Para mi madre, el auténtico significado de la Navidad siempre han sido los fiambres, así que cedo y cojo el paquete de papel de aluminio. Tiene el peso aproximado de una cabeza humana. Ella me sigue al dormitorio, para comprobar que lo guardo en la maleta, como una especie de oficial de aduanas maternal. Tengo suerte de que no me encasquete las coles de Bruselas.
Se ha sentado en mi cama y empieza a doblar con pulcritud la camisa de mi abuelo.
—No sé por qué te pones estos trapos viejos, con lo horribles que son…
—¿Será porque me gustan?
—Ni que tuvieras cincuenta años…
—Yo no critico lo que te pones tú.
—¡Boxers! ¿Desde cuándo llevas boxers?
—Desde que me compro yo mismo la ropa interior.

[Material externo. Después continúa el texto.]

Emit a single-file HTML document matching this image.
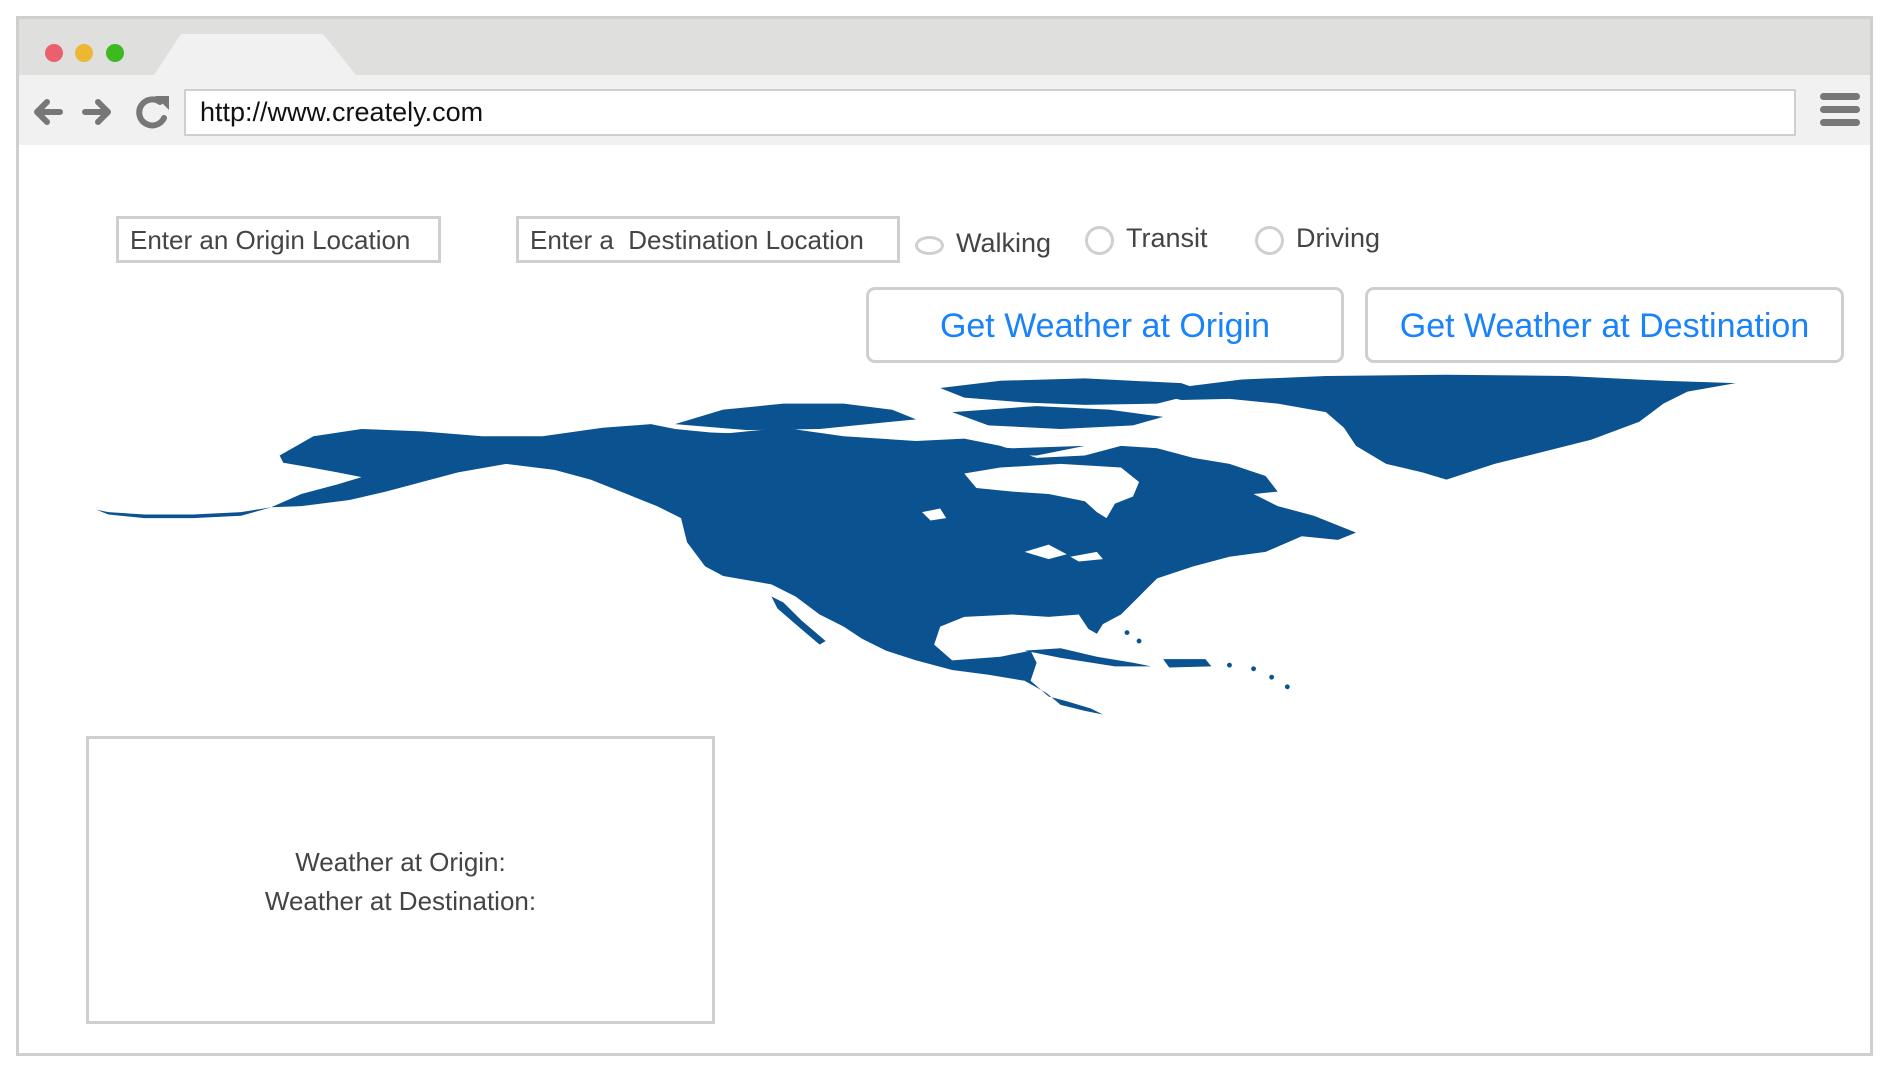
<!DOCTYPE html>
<html><head><meta charset="utf-8">
<style>
*{margin:0;padding:0;box-sizing:border-box}
body{width:1890px;height:1070px;background:#fff;position:relative;overflow:hidden;font-family:"Liberation Sans",sans-serif;color:#444}
.a{position:absolute}
.frame{left:16px;top:16px;width:1857px;height:1040px;border:3px solid #cfcfcf;background:#fff}
.tabbar{left:19px;top:19px;width:1851px;height:56px;background:#dfe0de}
.toolbar{left:19px;top:75px;width:1851px;height:70px;background:#f1f1f1}
.dot{width:18px;height:18px;border-radius:50%;top:44px}
.url{left:184px;top:89px;width:1612px;height:47px;background:#fff;border:2px solid #cfcfcf;font-size:27px;color:#111;padding-left:14px;line-height:43px}
.ham{left:1820px;width:40px;height:7px;border-radius:4px;background:#777}
.inp{top:216px;height:47px;border:3px solid #cfcfcf;font-size:26px;line-height:43px;padding-left:11px;color:#444;white-space:pre}
.lbl{font-size:27px;color:#444}
.rad{border:3px solid #cfcfcf;border-radius:50%}
.btn{top:287px;height:76px;border:3px solid #cfcfcf;border-radius:9px;font-size:34px;color:#1a82fb;text-align:center;line-height:72px}
.res{left:86px;top:736px;width:629px;height:288px;border:3px solid #cfcfcf;font-size:26px;text-align:center;padding-top:104px;line-height:39px}
</style></head><body>
<div class="a frame"></div>
<div class="a tabbar"></div>
<svg class="a" style="left:0;top:0" width="400" height="80"><polygon points="154,75 181,34 323,34 356,75" fill="#f1f1f1"/></svg>
<div class="a toolbar"></div>
<div class="a dot" style="left:45px;background:#ec5f6e"></div>
<div class="a dot" style="left:75px;background:#edb733"></div>
<div class="a dot" style="left:106px;background:#3cba1f"></div>
<svg class="a" style="left:28px;top:92px" width="150" height="40" viewBox="0 0 150 40">
<g stroke="#777" stroke-width="6" fill="none" stroke-linecap="round" stroke-linejoin="round">
<path d="M32 20H10M19 10L9 20L19 30"/>
<path d="M57 20H79M70 10L80 20L70 30"/>
<path d="M132 10A13 13 0 1 0 136 26"/>
</g>
<polygon points="127,4 141,4 141,18" fill="#777"/>
</svg>
<div class="a url">http://www.creately.com</div>
<div class="a ham" style="top:93px"></div>
<div class="a ham" style="top:106px"></div>
<div class="a ham" style="top:119px"></div>

<div class="a inp" style="left:116px;width:325px">Enter an Origin Location</div>
<div class="a inp" style="left:516px;width:384px">Enter a  Destination Location</div>
<div class="a rad" style="left:915px;top:236px;width:29px;height:19px"></div>
<div class="a lbl" style="left:956px;top:228px">Walking</div>
<div class="a rad" style="left:1085px;top:226px;width:29px;height:29px"></div>
<div class="a lbl" style="left:1126px;top:223px">Transit</div>
<div class="a rad" style="left:1255px;top:226px;width:29px;height:29px"></div>
<div class="a lbl" style="left:1296px;top:223px">Driving</div>

<div class="a btn" style="left:866px;width:478px">Get Weather at Origin</div>
<div class="a btn" style="left:1365px;width:479px">Get Weather at Destination</div>

<svg class="a" style="left:0;top:0" width="1890" height="1070" viewBox="0 0 1568 888" preserveAspectRatio="none">
<g fill="#0a5290">
<polygon points="232,378 260,362 300,356 350,358 400,362 450,362 500,355 540,352 560,356 600,360 650,355 700,362 760,366 800,364 830,370 860,380 900,378 930,370 960,372 990,380 1020,385 1050,395 1060,408 1040,410 1060,420 1090,428 1125,442 1110,448 1080,445 1050,458 1020,462 990,470 960,480 945,495 930,510 915,518 910,526 903,522 895,510 870,512 840,510 800,512 780,520 775,535 790,548 830,545 855,540 860,550 855,565 870,578 885,582 905,588 915,593 900,590 880,585 868,575 850,565 820,560 790,556 760,548 735,540 715,530 700,520 680,510 660,495 640,485 600,478 585,470 570,450 565,430 545,420 520,410 490,398 460,390 420,385 380,392 350,400 320,408 290,415 250,420 225,421 250,410 280,402 300,396 280,392 258,388 235,384"/>
<polygon points="780,322 830,316 900,314 980,318 1000,325 960,335 900,336 850,334 800,330"/>
<polygon points="560,352 600,340 650,335 700,335 740,340 760,348 720,352 680,356 620,357"/>
<polygon points="790,342 860,337 920,340 965,346 940,353 880,356 820,353"/>
<polygon points="560,358 620,360 700,364 780,368 840,372 900,370 860,378 780,378 700,372 620,370"/>
<polygon points="950,325 1030,315 1100,312 1200,311 1300,312 1380,316 1440,318 1400,325 1380,335 1360,350 1320,365 1280,375 1240,385 1200,398 1180,392 1150,385 1125,370 1115,355 1100,342 1060,335 1020,331 980,332"/>
<polygon points="850,540 880,538 910,545 940,550 955,553 925,553 880,546"/>
<polygon points="965,547 1000,547 1005,553 970,554"/>
<polygon points="640,495 650,500 665,515 685,532 680,535 660,518 645,505"/>
<polygon points="80,423 90,425 120,427 160,427 200,425 225,421 200,428 160,430 120,430 90,427"/>
<circle cx="1020" cy="552" r="2"/><circle cx="1040" cy="555" r="2"/><circle cx="1055" cy="562" r="2"/><circle cx="1068" cy="570" r="2"/><circle cx="935" cy="525" r="2"/><circle cx="945" cy="532" r="2"/>
</g>
<g fill="#fff">
<polygon points="800,393 830,388 880,385 930,388 945,400 940,412 925,418 918,430 910,425 900,416 870,410 840,408 810,405"/>
<polygon points="850,458 870,452 885,460 870,464"/>
<polygon points="888,462 910,458 915,464 895,466"/>
<polygon points="765,425 780,422 785,430 772,432"/>
</g>
</svg>

<div class="a res">Weather at Origin:<br>Weather at Destination:</div>
</body></html>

—¿Qué pasa, que ya no están de moda los slips de toda la vida?
—No tengo la menor idea, mamá…
—Creía que preferías los de algodón…
—Los mezclo. Depende.
—¿De qué depende?
—¡Mamá…!
—Bueno, y ¿cuánto tiempo te quedarás con tu novia?
—No lo sé; tres o cuatro días. Y no es mi novia.
—¿Y luego volverás?
—No, creo que me iré directamente a la facultad, mamá.
No sé por qué me ha dado por llamarlo «facultad»; quizá porque «universidad» aún me suena pijo.
—¿O sea, que no estarás para Año Nuevo?
—No creo.
—¿Estarás con ella?
—Me parece que sí.
Lo espero.
—Oh. Qué lástima… —Pone su voz de mártir. El truco es no mirarla a los ojos. Me concentro en hacer la maleta—. ¿Y luego volverás?
—La verdad es que no puedo. Tengo trabajo.
—Podrías trabajar aquí…
—No, de verdad, no puedo…
—No te molestaré…
—Necesito libros especiales, mamá…
—¿O sea, que seguro que no estarás aquí para Año Nuevo?
—No, mamá, no creo.
El suspiro que se oye a mis espaldas es tan triste que no me extrañaría girarme y encontrarla muerta en el suelo del dormitorio.
—De todos modos —digo, irritado—, tú saldrás a emborracharte con el tío Des; tampoco nos veríamos…
—Ya lo sé, pero es que será la primera vez que no estés. Lo que pasa es que no me gusta estar sola, rondando por la casa…
—Bueno, mamá, algún día tenía que pasar. —Los dos, sin embargo, pensamos lo mismo: tenía que pasar, pero no así. Todavía no. Hay un momento de silencio—. Bueno, voy a vestirme, así que si no te importa…
Ella suspira y se levanta de la cama.
—No es nada que no haya visto antes.
Y recientemente. En Nochevieja de 1984 llegué tan borracho a casa que llegué a vomitar en mi propia cama. Tengo el recuerdo —vago, por suerte— de que al amanecer mi madre me ayudó a ir al baño y me lavó con el cabezal de la ducha para quitar los restos de Pernod, cerveza y pollo con patatas medio digerido. Solo han pasado doce meses. Desde entonces no ha hecho ningún comentario, y yo opto por pensar que me lo imaginé, aunque estoy bastante seguro de que no.
A veces pienso que no hay bastantes psiquiatras en todo el mundo…
Para cuando me despido de ella con un beso en la puerta, se ha animado un poco, aunque sigue intentando cargarme de víveres. Rechazo una rebanada de pan de molde Mighty White, un litro de sidra Dry Blackthorn, un paquete de tartaletas de fruta, un bote de 250 mililitros de nata líquida UHT, una bolsa de dos kilos de patatas, un paquete de galletas con mermelada de naranja, una botella de Iced Magic con sabor a menta y una de dos litros de aceite de girasol. Cada «no, gracias» es un cuchillo entre los omoplatos de mi madre. Cumplidos los destrozos, arrastro la maleta por la calle, sin girarme, por si se ha puesto a llorar. De camino a la estación, me paro a sacar uno de cinco del cajero, y luego a comprar vino en el quiosco, para los Harbinson. Quiero algo bueno, así que al final me gasto tres libras en el único embotellado.